20. The apparatus of claim 17, wherein said optical apparatus employs the use of softer material on the distal end of the Insertion Tool handle that has channels or grooves introduced on the convex (anterior) side of the Insertion Tool handle where flexion is measured by visualizing the components and geometry with the Refractometer apparatus.

21. The apparatus of claim 17, wherein said optical apparatus employs the use of material that changes color when bent under pressure.

22. The apparatus of claim 17, wherein said optical apparatus employs the use of feature-based passive or active stereo photogrammetry to measure distance in the optical axis.

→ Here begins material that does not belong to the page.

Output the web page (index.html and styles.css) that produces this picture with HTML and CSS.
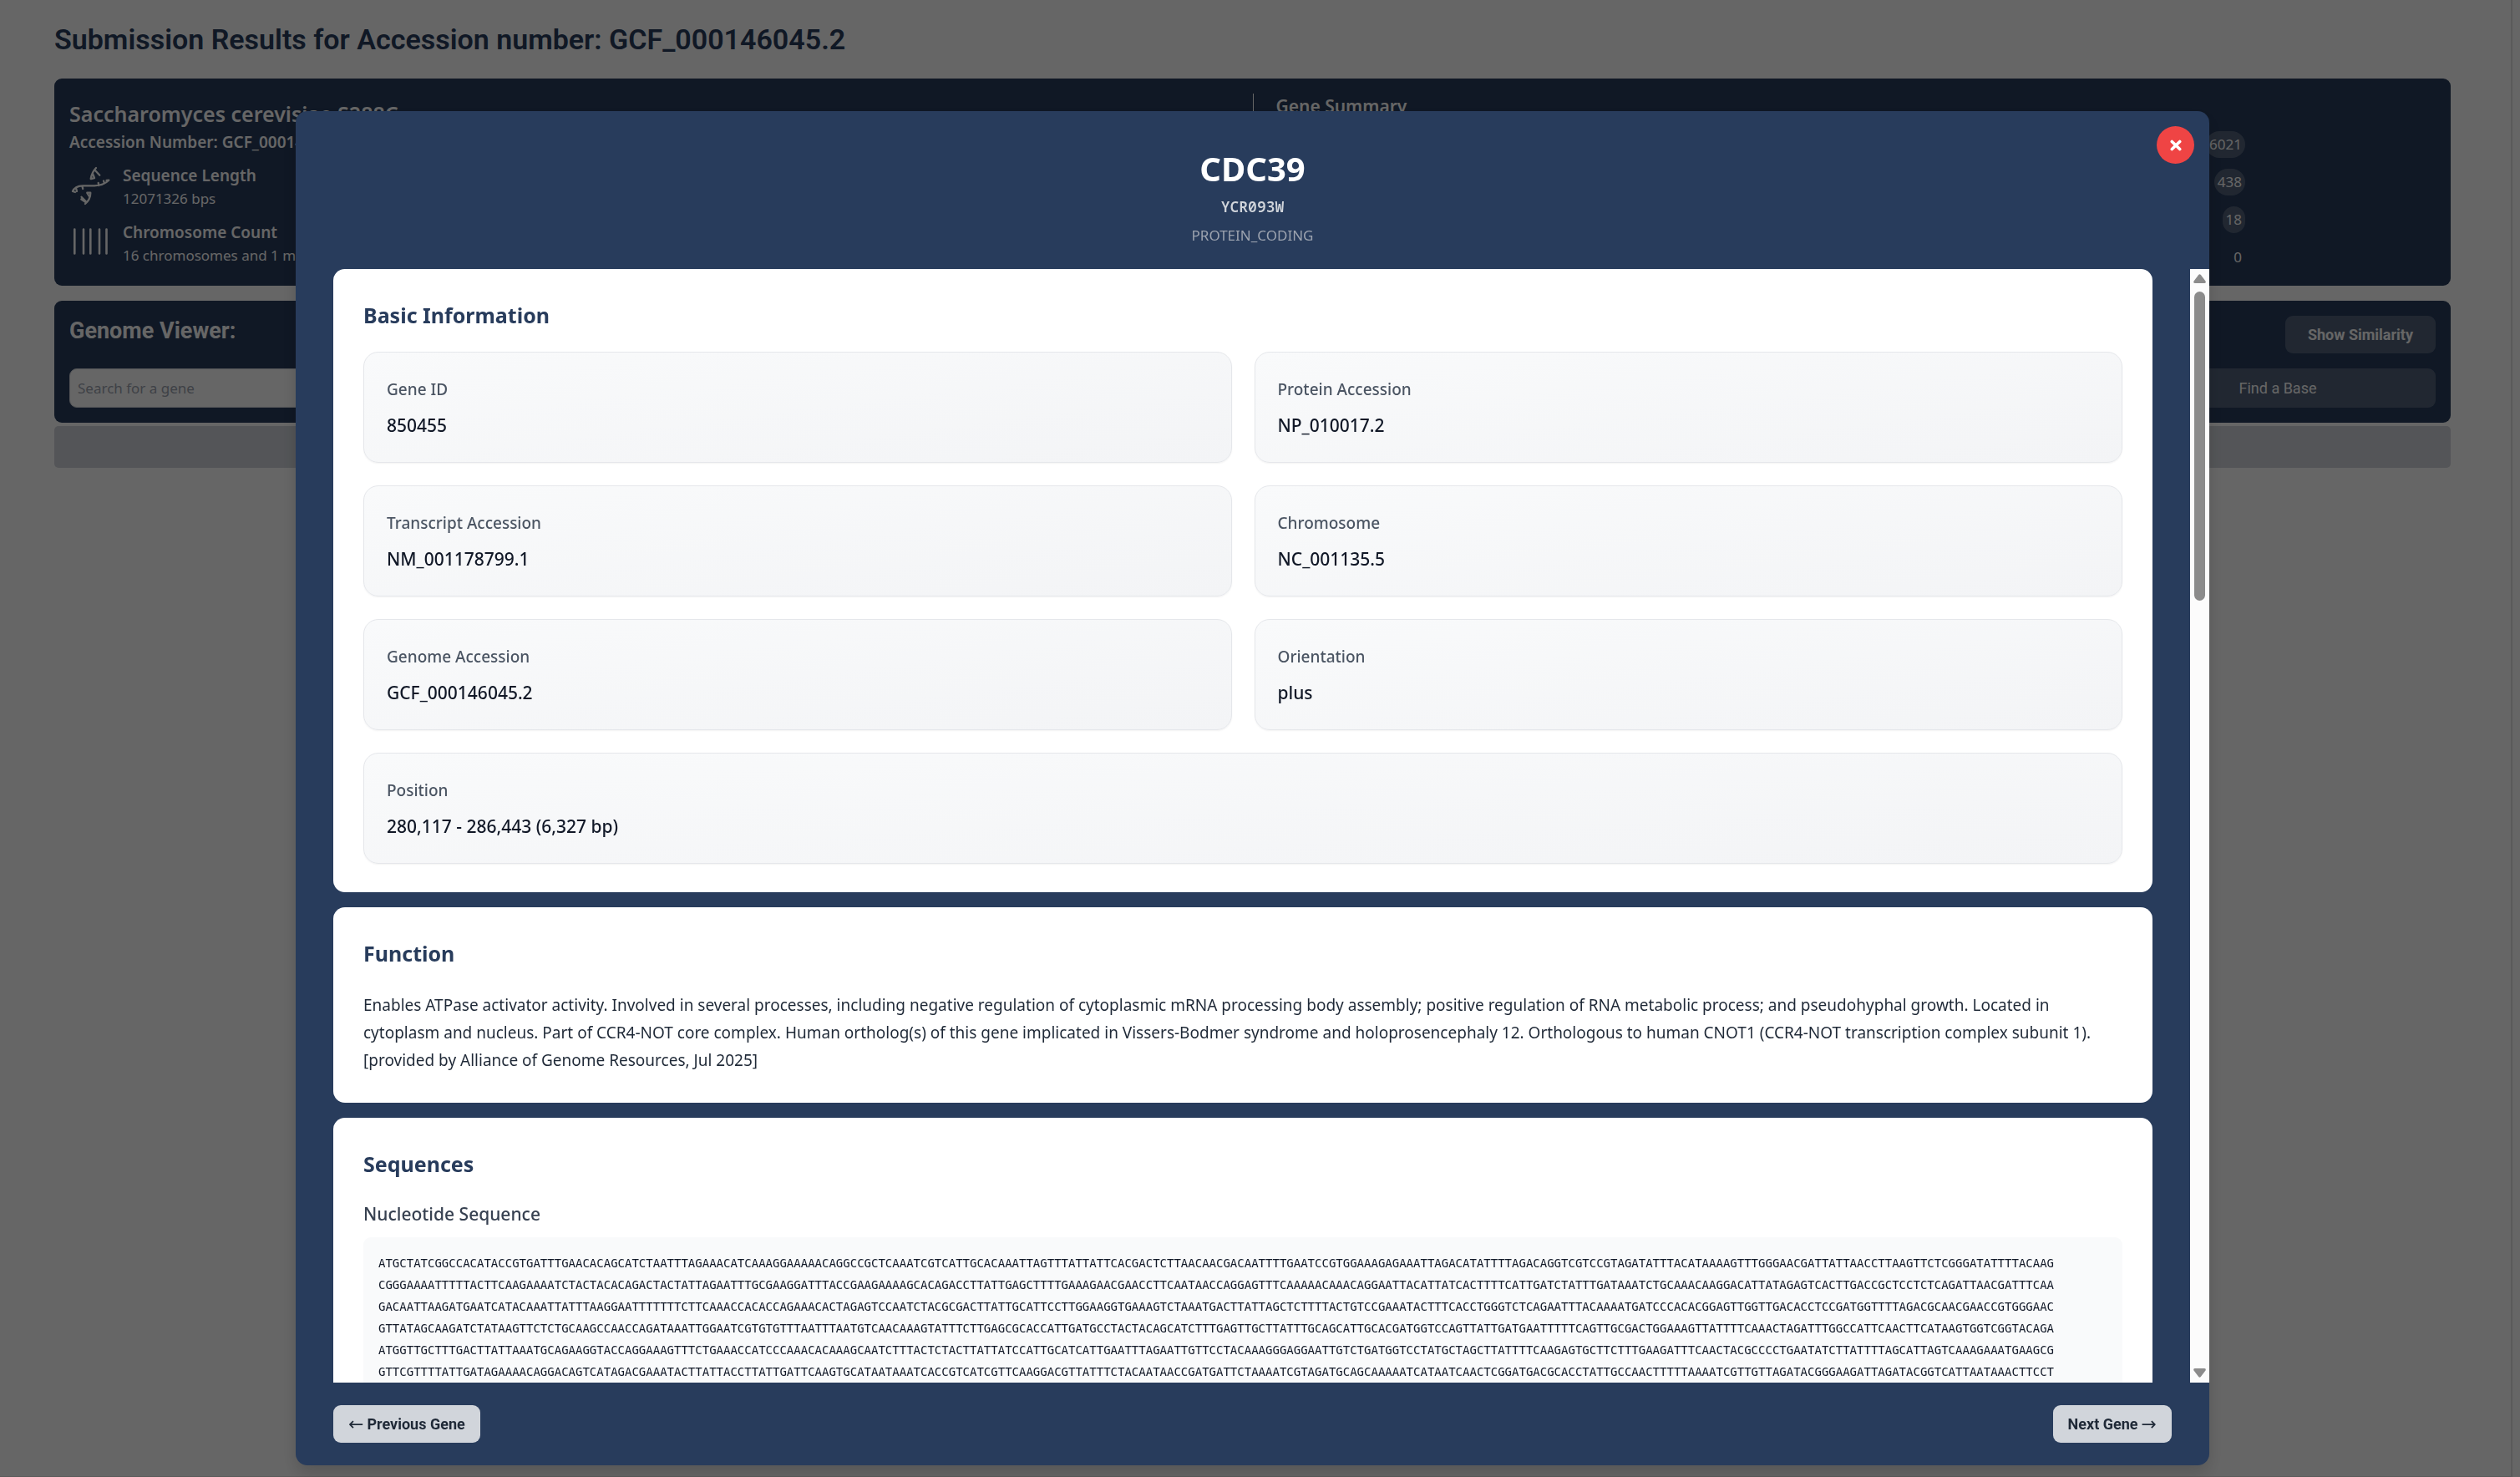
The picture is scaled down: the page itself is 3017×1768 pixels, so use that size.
FILE: index.html
```html
<!DOCTYPE html>
<html lang="en">
<head>
<meta charset="utf-8">
<meta name="viewport" content="width=device-width, initial-scale=1">
<title>Submission Results</title>
<link rel="stylesheet" href="styles.css">
</head>
<body>
<main class="page">
  <h1 class="page-title">Submission Results for Accession number: GCF_000146045.2</h1>

  <section class="panel summary">
    <div class="organism">
      <h2 class="organism-name">Saccharomyces cerevisiae S288C</h2>
      <p class="accession">Accession Number: GCF_000146045.2</p>
      <div class="facts">
        <div class="fact">
          <svg class="fact-icon" viewBox="0 0 50 54" fill="none" stroke="currentColor" stroke-width="2.300" stroke-linecap="round" stroke-linejoin="round" aria-hidden="true">
            <path d="M4 33C6 28 10 26.500 16 26.300H30C38 26 43 24 47 20M8 29l1 4M15.500 27l.7 3M35.300 26l-.6-3M42 23.500l-1-3M44.500 20l2.800-.3M4 33l3 1"/>
            <path d="M32 5C28 9 26.500 13 25.700 18M31 8l5.300 5.700M28 12l2 5M26 18l4-.8"/>
            <path d="M25.300 35C25.300 40 22.500 45 19 48M14.500 39.700l5 5M21.300 35l2.500 4M21.300 34.700h4M14.300 42.500l4.500 3"/>
          </svg>
          <div>
            <h3 class="fact-name">Sequence Length</h3>
            <p class="fact-value">12071326 bps</p>
          </div>
        </div>
        <div class="fact">
          <svg class="fact-icon" viewBox="0 0 50 54" fill="none" stroke="currentColor" stroke-width="2.600" stroke-linecap="round" aria-hidden="true">
            <path d="M6.300 10.500v29M17 10.500v29M25.300 10.500v29M36 10.500v29M44.500 10.500v29"/>
          </svg>
          <div>
            <h3 class="fact-name">Chromosome Count</h3>
            <p class="fact-value">16 chromosomes and 1 mitochondrion</p>
          </div>
        </div>
      </div>
    </div>
    <div class="gene-summary">
      <h2 class="gene-summary-title">Gene Summary</h2>
      <ul class="counts">
        <li class="count">6021</li>
        <li class="count">438</li>
        <li class="count">18</li>
        <li class="count count-empty">0</li>
      </ul>
    </div>
  </section>

  <section class="panel viewer">
    <div class="viewer-head">
      <h2 class="viewer-title">Genome Viewer:</h2>
      <button class="soft-button similarity" type="button">Show Similarity</button>
    </div>
    <div class="viewer-tools">
      <input class="search" type="text" placeholder="Search for a gene" aria-label="Search for a gene">
      <button class="soft-button find-base" type="button">Find a Base</button>
    </div>
  </section>
  <div class="track"></div>
</main>

<div class="overlay">
  <section class="modal" role="dialog" aria-modal="true" aria-labelledby="gene-name">
    <button class="close" type="button" aria-label="Close">
      <svg viewBox="0 0 14 14" width="14" height="14" fill="none" stroke="currentColor" stroke-width="3.600" stroke-linecap="round" aria-hidden="true"><path d="M2.300 2.500l9.400 9M11.700 2.500l-9.400 9"/></svg>
    </button>
    <header class="modal-head">
      <h2 class="gene-name" id="gene-name">CDC39</h2>
      <p class="locus">YCR093W</p>
      <p class="gene-type">PROTEIN_CODING</p>
    </header>

    <div class="modal-body">
      <div class="cards">
        <section class="card">
          <h3 class="card-title">Basic Information</h3>
          <dl class="tiles">
            <div class="tile"><dt>Gene ID</dt><dd>850455</dd></div>
            <div class="tile"><dt>Protein Accession</dt><dd>NP_010017.2</dd></div>
            <div class="tile"><dt>Transcript Accession</dt><dd>NM_001178799.1</dd></div>
            <div class="tile"><dt>Chromosome</dt><dd>NC_001135.5</dd></div>
            <div class="tile"><dt>Genome Accession</dt><dd>GCF_000146045.2</dd></div>
            <div class="tile"><dt>Orientation</dt><dd>plus</dd></div>
            <div class="tile tile-wide"><dt>Position</dt><dd>280,117 - 286,443 (6,327 bp)</dd></div>
          </dl>
        </section>

        <section class="card">
          <h3 class="card-title">Function</h3>
          <p class="description">Enables ATPase activator activity. Involved in several processes, including negative regulation of cytoplasmic mRNA processing body assembly; positive regulation of RNA metabolic process; and pseudohyphal growth. Located in<br>cytoplasm and nucleus. Part of CCR4-NOT core complex. Human ortholog(s) of this gene implicated in Vissers-Bodmer syndrome and holoprosencephaly 12. Orthologous to human CNOT1 (CCR4-NOT transcription complex subunit 1).<br>[provided by Alliance of Genome Resources, Jul 2025]</p>
        </section>

        <section class="card">
          <h3 class="card-title">Sequences</h3>
          <h4 class="sequence-title">Nucleotide Sequence</h4>
<pre class="sequence">ATGCTATCGGCCACATACCGTGATTTGAACACAGCATCTAATTTAGAAACATCAAAGGAAAAACAGGCCGCTCAAATCGTCATTGCACAAATTAGTTTATTATTCACGACTCTTAACAACGACAATTTTGAATCCGTGGAAAGAGAAATTAGACATATTTTAGACAGGTCGTCCGTAGATATTTACATAAAAGTTTGGGAACGATTATTAACCTTAAGTTCTCGGGATATTTTACAAG
CGGGAAAATTTTTACTTCAAGAAAATCTACTACACAGACTACTATTAGAATTTGCGAAGGATTTACCGAAGAAAAGCACAGACCTTATTGAGCTTTTGAAAGAACGAACCTTCAATAACCAGGAGTTTCAAAAACAAACAGGAATTACATTATCACTTTTCATTGATCTATTTGATAAATCTGCAAACAAGGACATTATAGAGTCACTTGACCGCTCCTCTCAGATTAACGATTTCAA
GACAATTAAGATGAATCATACAAATTATTTAAGGAATTTTTTTCTTCAAACCACACCAGAAACACTAGAGTCCAATCTACGCGACTTATTGCATTCCTTGGAAGGTGAAAGTCTAAATGACTTATTAGCTCTTTTACTGTCCGAAATACTTTCACCTGGGTCTCAGAATTTACAAAATGATCCCACACGGAGTTGGTTGACACCTCCGATGGTTTTAGACGCAACGAACCGTGGGAAC
GTTATAGCAAGATCTATAAGTTCTCTGCAAGCCAACCAGATAAATTGGAATCGTGTGTTTAATTTAATGTCAACAAAGTATTTCTTGAGCGCACCATTGATGCCTACTACAGCATCTTTGAGTTGCTTATTTGCAGCATTGCACGATGGTCCAGTTATTGATGAATTTTTCAGTTGCGACTGGAAAGTTATTTTCAAACTAGATTTGGCCATTCAACTTCATAAGTGGTCGGTACAGA
ATGGTTGCTTTGACTTATTAAATGCAGAAGGTACCAGGAAAGTTTCTGAAACCATCCCAAACACAAAGCAATCTTTACTCTACTTATTATCCATTGCATCATTGAATTTAGAATTGTTCCTACAAAGGGAGGAATTGTCTGATGGTCCTATGCTAGCTTATTTTCAAGAGTGCTTCTTTGAAGATTTCAACTACGCCCCTGAATATCTTATTTTAGCATTAGTCAAAGAAATGAAGCG
GTTCGTTTTATTGATAGAAAACAGGACAGTCATAGACGAAATACTTATTACCTTATTGATTCAAGTGCATAATAAATCACCGTCATCGTTCAAGGACGTTATTTCTACAATAACCGATGATTCTAAAATCGTAGATGCAGCAAAAATCATAATCAACTCGGATGACGCACCTATTGCCAACTTTTTAAAATCGTTGTTAGATACGGGAAGATTAGATACGGTCATTAATAAACTTCCT</pre>
        </section>
      </div>
      <div class="scrollbar" aria-hidden="true">
        <svg class="scroll-arrow" viewBox="0 0 15 11"><path d="M6 1.200Q7.500-.6 9 1.200L14.500 8.500Q15.500 11 13 11H2Q-.5 11 .5 8.500Z"/></svg>
        <div class="thumb"></div>
        <svg class="scroll-arrow" viewBox="0 0 15 11"><path d="M6 9.800Q7.500 11.600 9 9.800L14.500 2.500Q15.500 0 13 0H2Q-.5 0 .5 2.500Z"/></svg>
      </div>
    </div>

    <footer class="modal-foot">
      <button class="nav-button" type="button"><span class="arrow">←</span>Previous Gene</button>
      <button class="nav-button" type="button">Next Gene<span class="arrow">→</span></button>
    </footer>
  </section>
</div>
</body>
</html>
```
FILE: styles.css
```css
:root {
  --navy: #283c5c;
  --soft: rgba(255, 255, 255, .2);
  --ui: "Noto Sans", "Open Sans", sans-serif;
  --display: Roboto, "Liberation Sans", sans-serif;
}

* { box-sizing: border-box; }

body {
  margin: 0;
  background: #fff;
  color: #fff;
  font: 400 17px/26px var(--ui);
}

h1, h2, h3, h4, p, ul, dl, dd, pre { margin: 0; }
button, input { border: 0; font: inherit; color: inherit; }
button { cursor: pointer; }

/* Results page */
.page {
  min-height: 100vh;
  margin-right: 9px;
  padding: 27px 72px 0 65px;
  border-right: 2px solid #e2e2e2;
  border-bottom: 1px solid #e2e2e2;
}

.page-title {
  margin-bottom: 27px;
  color: var(--navy);
  font: 600 34px/40px var(--display);
}

.panel {
  margin-bottom: 18px;
  padding: 18px;
  border-radius: 9px;
  background: var(--navy);
}

.summary {
  display: grid;
  grid-template-columns: 1fr 1fr;
}

.organism { padding-top: 6px; }
.organism-name { font-size: 25px; line-height: 36px; font-weight: 600; }
.accession { font-size: 19px; line-height: 32px; font-weight: 600; }

.facts {
  display: grid;
  gap: 12px;
  margin-top: 10px;
}

.fact {
  display: flex;
  gap: 14px;
}

.fact-icon { width: 50px; height: 54px; }
.fact-name { font-size: 19px; line-height: 28px; font-weight: 600; }
.fact-value { line-height: 28px; }

.gene-summary {
  padding: 0 228px 0 27px;
  border-left: 1px solid #fff;
}

.gene-summary-title { font-size: 21px; line-height: 30px; font-weight: 600; }

.counts {
  display: grid;
  justify-items: end;
  gap: 13px;
  margin-top: 15px;
  padding: 0;
  list-style: none;
}

.count {
  padding: 0 4px;
  border-radius: 16px;
  background: var(--soft);
  line-height: 32px;
}

.count-empty { background: none; }

.viewer {
  display: grid;
  gap: 18px;
  margin-bottom: 4px;
}

.viewer-head {
  display: flex;
  justify-content: space-between;
}

.viewer-title { font: 700 27px/36px var(--display); }

.soft-button {
  border-radius: 9px;
  background: var(--soft);
  font: 400 18px/27px var(--display);
}

.similarity {
  padding: 9px 27px;
  font-weight: 700;
}

.viewer-tools {
  display: grid;
  grid-template-columns: 1fr 378px;
  gap: 18px;
}

.search {
  padding: 0 9px;
  border: 1px solid #d1d5db;
  border-radius: 9px;
  background: #fff;
  color: #111827;
}

.search::placeholder { color: #9ca3af; }
.find-base { height: 47px; }

.track {
  height: 50px;
  border-radius: 5px;
  background: #d1d5db;
}

/* Gene details dialog */
.overlay {
  position: fixed;
  inset: 0;
  display: flex;
  padding: 133px 372px 14px 354px;
  background: rgba(0, 0, 0, .6);
}

.modal {
  position: relative;
  flex: 1;
  min-width: 0;
  display: flex;
  flex-direction: column;
  border-radius: 14px;
  background: var(--navy);
  box-shadow: 0 10px 20px rgba(0, 0, 0, .15);
}

.close {
  position: absolute;
  top: 18px;
  right: 18px;
  display: grid;
  place-items: center;
  width: 45px;
  height: 45px;
  padding: 0;
  border-radius: 50%;
  background: #ef4444;
}

.modal-head {
  display: grid;
  gap: 8px;
  padding: 45px 0 27px;
  text-align: center;
}

.gene-name { font-size: 40px; line-height: 48px; font-weight: 700; }

.locus {
  color: #d1d5db;
  font: 600 18px/27px "Noto Sans Mono", "DejaVu Sans Mono", monospace;
}

.gene-type { color: #9ca3af; }

.modal-body {
  flex: 1;
  min-height: 0;
  display: grid;
  grid-template-columns: minmax(0, 1fr) 23px;
  grid-template-rows: minmax(0, 1fr);
}

.cards {
  overflow: hidden;
  display: flex;
  flex-direction: column;
  gap: 18px;
  padding: 0 45px;
}

.card {
  flex: none;
  padding: 36px 36px 34px;
  border-radius: 14px;
  background: #fff;
}

.card-title {
  margin-bottom: 25px;
  color: var(--navy);
  font-size: 25px;
  line-height: 38px;
  font-weight: 700;
}

.tiles {
  display: grid;
  grid-template-columns: 1fr 1fr;
  gap: 27px;
}

.tile {
  display: grid;
  gap: 9px;
  padding: 27px;
  border: 1px solid #e5e7eb;
  border-radius: 18px;
  background: linear-gradient(to bottom right, #f9fafb, #f3f4f6);
  box-shadow: 0 1px 2px rgba(0, 0, 0, .05);
  line-height: 34px;
}

.tile-wide { grid-column: span 2; }
.tile dt { color: #4b5563; font-size: 19px; font-weight: 500; }
.tile dd { color: #111827; font-size: 21px; font-weight: 500; }

.description {
  padding-top: 2px;
  color: #1f2937;
  font-size: 19px;
  line-height: 33px;
}

.sequence-title {
  margin-bottom: 12px;
  color: #374151;
  font-size: 21px;
  line-height: 32px;
  font-weight: 500;
}

.sequence {
  overflow: hidden;
  padding: 18px;
  border-radius: 9px;
  background: #f9fafb;
  color: #111827;
  font: 400 14px/26px "DejaVu Sans Mono", monospace;
}

.scrollbar {
  display: flex;
  flex-direction: column;
  align-items: center;
  padding: 6px 0;
  background: #fcfcfc;
}

.scroll-arrow { width: 15px; height: 11px; fill: #8b8b8b; }
.scroll-arrow:last-child { margin-top: auto; }

.thumb {
  width: 13px;
  height: 28%;
  margin-top: 10px;
  border-radius: 7px;
  background: #8b8b8b;
}

.modal-foot {
  display: flex;
  justify-content: space-between;
  padding: 27px 45px;
}

.nav-button {
  display: flex;
  align-items: center;
  gap: 4px;
  padding: 9px 18px;
  border-radius: 9px;
  background: #d1d5db;
  color: #1f2937;
  font: 700 18px/27px var(--display);
}

.arrow { font: 400 22px/27px "DejaVu Sans", sans-serif; }
```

23. The apparatus of claim 21, wherein said passive stereo photogrammetry measurement of distance with a stereoscopic microscope is enhanced with visually detectable markings on the Proxy Lens distal surface that is adjacent to the internal surface of the posterior face of the intraocular lens capsular bag.

24. The apparatus of claim 21, wherein said active stereo photogrammetry measurement of distance is facilitated with light emitters from the distal end of the handle of the Insertion Tool.

25. The apparatus of claim 21, wherein said active stereo photogrammetry measurement of distance is facilitated by introducing negative pressure in the intraocular capsular bag.

26. The apparatus of claim 21, wherein said passive or active stereo photogrammetry measurement of distance with a stereoscopic microscope is enhanced with the use of water-soluble dyes to visualize the internal surface of the posterior face of the intraocular lens capsular bag.

27. The apparatus of claim 26, wherein said water-soluble dye is gentian violet.

28. The apparatus of claim 26, wherein said water-soluble dye is trypan blue ophthalmic solution.